Wisconsin trailed Michigan State 10-0, but came back for a 24-23 win. The Badgers won their fourth game in a row as Randy Wright passed nine yards to Al Toon for a third-period touchdown and then hit him again with a two-point pass that ended the scoring. Indiana was a 40-21 victor at Minnesota, and Purdue was a 34-21 winner at home against Northwestern. The Boilermakers won despite a conference-record 15 receptions by Wildcat Split End Todd Jenkins, who gained 189 yards. Doing the throwing was freshman Sandy Schwab, who passed for 360 yards as he hit on 31 of 49 attempts. More than anyone, it was Mel Gray who enabled Purdue to end a nine-game losing streak, scoring twice and picking up 197 yards on 25 carries.

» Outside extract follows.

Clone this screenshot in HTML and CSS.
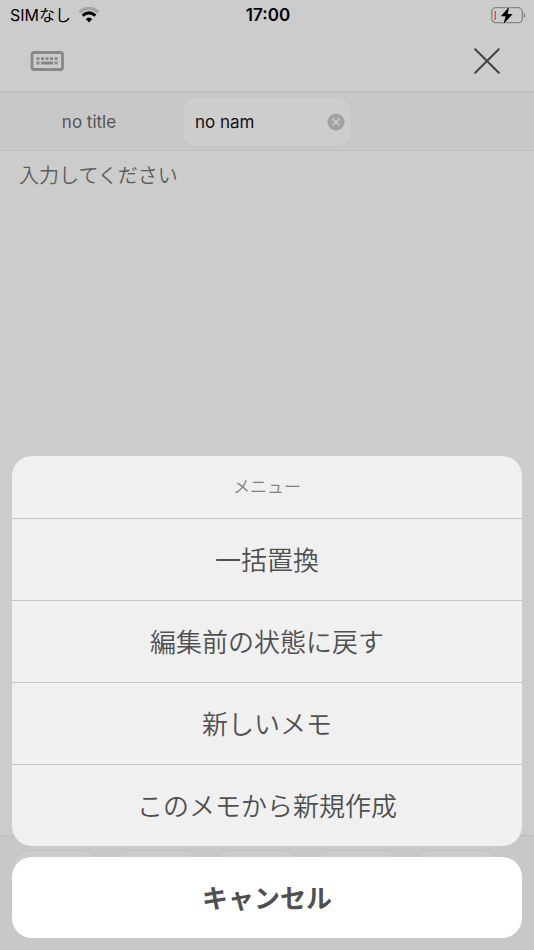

Productive runners also helped Nebraska and Oklahoma to remain tied for first place in the Big Eight. Husker Coach Tom Osborne had banked on passing about 25 times against Kansas State, but after three of his receivers fumbled completions, he decided to stick mainly to the ground. I Back Mike Rozier didn't mind the switch; he stormed through the Wildcats for 204 yards on 21 carries and scored on runs of 27 and 46 yards in a 42-13 Cornhusker victory. Although he carried the ball only nine times, freshman Halfback Marcus Dupree was Oklahoma's main man in a 38-14 drubbing of Kansas. Dupree accounted for 158 yards and had TD runs of 75, 13 and seven yards. Frank Seurer of Kansas, the conference's leading passer in yards, suffered a separation of the left shoulder, which will sideline him for at least two weeks. Missouri, which hadn't been involved in a tie for 15 years until two weeks ago, played its second in a row—17-17 against Iowa State.

Wichita State clung to its lead in the Missouri Valley Conference by holding off New Mexico State 28-26. Miami of Ohio, however, was bumped out of the top spot in the MidAmerican when it lost 10-0 at Western Michigan. Bowling Green took over first place by beating Northern Illinois 20-18.